Repeat the material verbatim. Images are excluded from the copy.

Start of DATASET EXTRACT

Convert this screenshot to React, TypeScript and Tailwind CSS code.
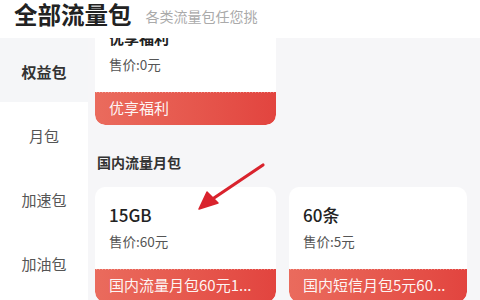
import React from "react";

const Card = ({ title, price, tag, titleCls }: { title: string; price: string; tag: string; titleCls: string }) => (
  <div className="bg-white rounded-[10px] overflow-hidden flex flex-col">
    <div className="pl-[14px] pt-[18px]">
      <div className={titleCls}>{title}</div>
      <div className="mt-[6px] text-[13.5px] leading-[20px] text-[#555]">{price}</div>
    </div>
    <div className="h-[17px]" />
    <div className="relative h-[34px] rounded-b-[10px] bg-gradient-to-r from-[#ea6b5d] to-[#e2443f] flex items-center pl-[14px] pr-[6px]">
      <div className="absolute left-0 right-0 top-0 h-[3px] bg-[radial-gradient(circle_at_1.5px_0px,#ffffff_1.3px,transparent_1.6px)] bg-[length:3px_3px] bg-repeat-x" />
      <span className="text-[15px] text-white/95 whitespace-nowrap overflow-hidden">{tag}</span>
    </div>
  </div>
);

export default function App() {
  return (
    <div className="relative w-[480px] h-[300px] overflow-hidden bg-white font-['Noto_Sans_CJK_SC','Noto_Sans',sans-serif]">
      <div className="h-[38px] pb-[10px] flex items-center pl-[14px]">
        <span className="text-[23.5px] leading-[28px] font-bold text-[#222]">全部流量包</span>
        <span className="ml-[14px] mt-[4px] text-[14px] text-[#aaa]">各类流量包任您挑</span>
      </div>
      <div className="flex h-[262px]">
        <div className="w-[88px] flex flex-col shrink-0">
          <div className="h-[64px] pt-[4px] bg-[#f5f6f8] flex items-center justify-center text-[15px] font-bold text-[#333]">权益包</div>
          <div className="h-[64px] pt-[4px] flex items-center justify-center text-[15px] text-[#555]">月包</div>
          <div className="h-[64px] pt-[4px] flex items-center justify-center text-[15px] text-[#555]">加速包</div>
          <div className="h-[64px] pt-[4px] flex items-center justify-center text-[15px] text-[#555]">加油包</div>
        </div>
        <div className="flex-1 bg-[#f6f6f8] overflow-hidden pl-[7px]">
          <div className="-mt-[28px] grid grid-cols-[181px_178px] gap-x-[13px]">
            <Card title="优享福利" price="售价:0元" tag="优享福利" titleCls="text-[15px] leading-[20px] font-bold text-[#222]" />
          </div>
          <div className="mt-[27px] pl-[2px] text-[14px] leading-[20px] font-bold text-[#333]">国内流量月包</div>
          <div className="mt-[15px] grid grid-cols-[181px_178px] gap-x-[13px]">
            <Card title="15GB" price="售价:60元" tag="国内流量月包60元1..." titleCls="text-[17px] leading-[20px] font-medium text-[#222]" />
            <Card title="60条" price="售价:5元" tag="国内短信月包5元60..." titleCls="text-[17px] leading-[20px] font-medium text-[#222]" />
          </div>
        </div>
      </div>
      <svg className="absolute left-0 top-0 pointer-events-none" width="480" height="300" viewBox="0 0 480 300">
        <path d="M263 165 L211 200" stroke="#d9232d" strokeWidth="3.2" strokeLinecap="round" />
        <path d="M199 209 L207 192 L218 203 Z" fill="#d9232d" stroke="#d9232d" strokeWidth="1.5" strokeLinejoin="round" />
      </svg>
    </div>
  );
}
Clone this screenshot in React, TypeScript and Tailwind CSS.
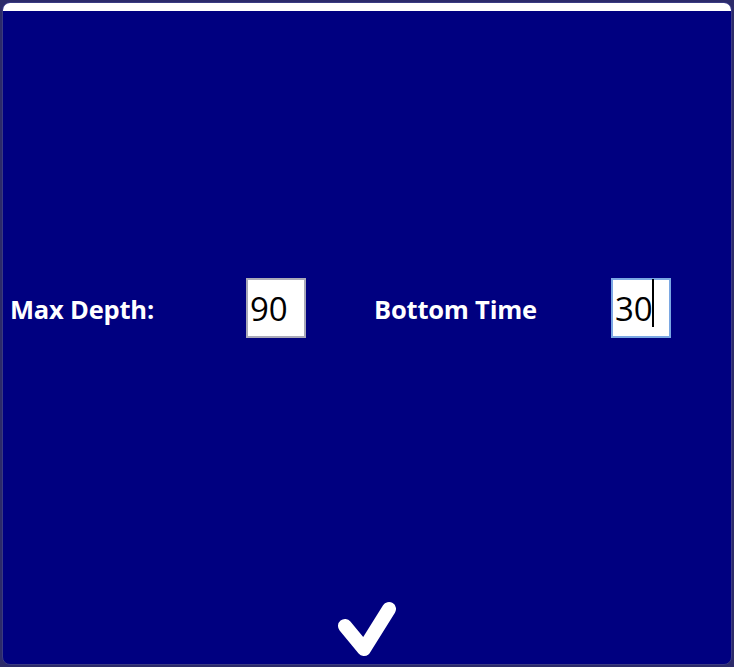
export default function App() {
  return (
    <div className="w-[734px] h-[667px] bg-[#2c2b6a] p-[2px]" style={{ fontFamily: '"Open Sans", "Noto Sans", sans-serif' }}>
      <div className="relative flex h-full flex-col overflow-hidden rounded-[8px] border border-[#3a3a82] bg-[#000080]">
        {/* title strip */}
        <div className="h-[8px] shrink-0 bg-white" />

        <div className="flex flex-1 items-center">
          <div className="grid w-full grid-cols-2 pt-[4px]">
            <div className="flex items-center pl-[7px]">
              <span className="w-[236px] pt-[3px] text-[25.5px] font-bold tracking-[-0.2px] text-white">Max Depth:</span>
              <input
                defaultValue="90"
                className="h-[60px] w-[60px] border-2 border-[#a9a9b8] bg-white px-[2px] text-[33px] text-black outline-none"
              />
            </div>
            <div className="flex items-center pl-[7px]">
              <span className="w-[237px] pt-[3px] text-[25.5px] font-bold tracking-[-0.2px] text-white">Bottom Time</span>
              <div className="relative">
                <input
                  defaultValue="30"
                  className="h-[60px] w-[60px] border-2 border-[#7aa7e3] bg-white px-[2px] text-[33px] text-black caret-transparent outline-none"
                />
                <span className="absolute left-[41px] top-[1px] h-[48px] w-[2px] bg-black" />
              </div>
            </div>
          </div>
        </div>

        <div className="flex shrink-0 justify-center pb-[5px]">
          <svg width="64" height="58" viewBox="0 0 64 58" className="ml-[2px]">
            <path d="M9 25 L28 48 L53 8" fill="none" stroke="white" strokeWidth="14" strokeLinecap="round" strokeLinejoin="round" />
          </svg>
        </div>
      </div>
    </div>
  );
}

End of DATASET EXTRACT

ANSWER TO THIS EXERCISE ->
Convert this screenshot to React, TypeScript and Tailwind CSS code.
import React from "react";

const Card = ({ title, price, tag, titleCls }: { title: string; price: string; tag: string; titleCls: string }) => (
  <div className="bg-white rounded-[10px] overflow-hidden flex flex-col">
    <div className="pl-[14px] pt-[18px]">
      <div className={titleCls}>{title}</div>
      <div className="mt-[6px] text-[13.5px] leading-[20px] text-[#555]">{price}</div>
    </div>
    <div className="h-[17px]" />
    <div className="relative h-[34px] rounded-b-[10px] bg-gradient-to-r from-[#ea6b5d] to-[#e2443f] flex items-center pl-[14px] pr-[6px]">
      <div className="absolute left-0 right-0 top-0 h-[3px] bg-[radial-gradient(circle_at_1.5px_0px,#ffffff_1.3px,transparent_1.6px)] bg-[length:3px_3px] bg-repeat-x" />
      <span className="text-[15px] text-white/95 whitespace-nowrap overflow-hidden">{tag}</span>
    </div>
  </div>
);

export default function App() {
  return (
    <div className="relative w-[480px] h-[300px] overflow-hidden bg-white font-['Noto_Sans_CJK_SC','Noto_Sans',sans-serif]">
      <div className="h-[38px] pb-[10px] flex items-center pl-[14px]">
        <span className="text-[23.5px] leading-[28px] font-bold text-[#222]">全部流量包</span>
        <span className="ml-[14px] mt-[4px] text-[14px] text-[#aaa]">各类流量包任您挑</span>
      </div>
      <div className="flex h-[262px]">
        <div className="w-[88px] flex flex-col shrink-0">
          <div className="h-[64px] pt-[4px] bg-[#f5f6f8] flex items-center justify-center text-[15px] font-bold text-[#333]">权益包</div>
          <div className="h-[64px] pt-[4px] flex items-center justify-center text-[15px] text-[#555]">月包</div>
          <div className="h-[64px] pt-[4px] flex items-center justify-center text-[15px] text-[#555]">加速包</div>
          <div className="h-[64px] pt-[4px] flex items-center justify-center text-[15px] text-[#555]">加油包</div>
        </div>
        <div className="flex-1 bg-[#f6f6f8] overflow-hidden pl-[7px]">
          <div className="-mt-[28px] grid grid-cols-[181px_178px] gap-x-[13px]">
            <Card title="优享福利" price="售价:0元" tag="优享福利" titleCls="text-[15px] leading-[20px] font-bold text-[#222]" />
          </div>
          <div className="mt-[27px] pl-[2px] text-[14px] leading-[20px] font-bold text-[#333]">国内流量月包</div>
          <div className="mt-[15px] grid grid-cols-[181px_178px] gap-x-[13px]">
            <Card title="15GB" price="售价:60元" tag="国内流量月包60元1..." titleCls="text-[17px] leading-[20px] font-medium text-[#222]" />
            <Card title="60条" price="售价:5元" tag="国内短信月包5元60..." titleCls="text-[17px] leading-[20px] font-medium text-[#222]" />
          </div>
        </div>
      </div>
      <svg className="absolute left-0 top-0 pointer-events-none" width="480" height="300" viewBox="0 0 480 300">
        <path d="M263 165 L211 200" stroke="#d9232d" strokeWidth="3.2" strokeLinecap="round" />
        <path d="M199 209 L207 192 L218 203 Z" fill="#d9232d" stroke="#d9232d" strokeWidth="1.5" strokeLinejoin="round" />
      </svg>
    </div>
  );
}
Clone this screenshot in React, TypeScript and Tailwind CSS.
export default function App() {
  return (
    <div className="w-[734px] h-[667px] bg-[#2c2b6a] p-[2px]" style={{ fontFamily: '"Open Sans", "Noto Sans", sans-serif' }}>
      <div className="relative flex h-full flex-col overflow-hidden rounded-[8px] border border-[#3a3a82] bg-[#000080]">
        {/* title strip */}
        <div className="h-[8px] shrink-0 bg-white" />

        <div className="flex flex-1 items-center">
          <div className="grid w-full grid-cols-2 pt-[4px]">
            <div className="flex items-center pl-[7px]">
              <span className="w-[236px] pt-[3px] text-[25.5px] font-bold tracking-[-0.2px] text-white">Max Depth:</span>
              <input
                defaultValue="90"
                className="h-[60px] w-[60px] border-2 border-[#a9a9b8] bg-white px-[2px] text-[33px] text-black outline-none"
              />
            </div>
            <div className="flex items-center pl-[7px]">
              <span className="w-[237px] pt-[3px] text-[25.5px] font-bold tracking-[-0.2px] text-white">Bottom Time</span>
              <div className="relative">
                <input
                  defaultValue="30"
                  className="h-[60px] w-[60px] border-2 border-[#7aa7e3] bg-white px-[2px] text-[33px] text-black caret-transparent outline-none"
                />
                <span className="absolute left-[41px] top-[1px] h-[48px] w-[2px] bg-black" />
              </div>
            </div>
          </div>
        </div>

        <div className="flex shrink-0 justify-center pb-[5px]">
          <svg width="64" height="58" viewBox="0 0 64 58" className="ml-[2px]">
            <path d="M9 25 L28 48 L53 8" fill="none" stroke="white" strokeWidth="14" strokeLinecap="round" strokeLinejoin="round" />
          </svg>
        </div>
      </div>
    </div>
  );
}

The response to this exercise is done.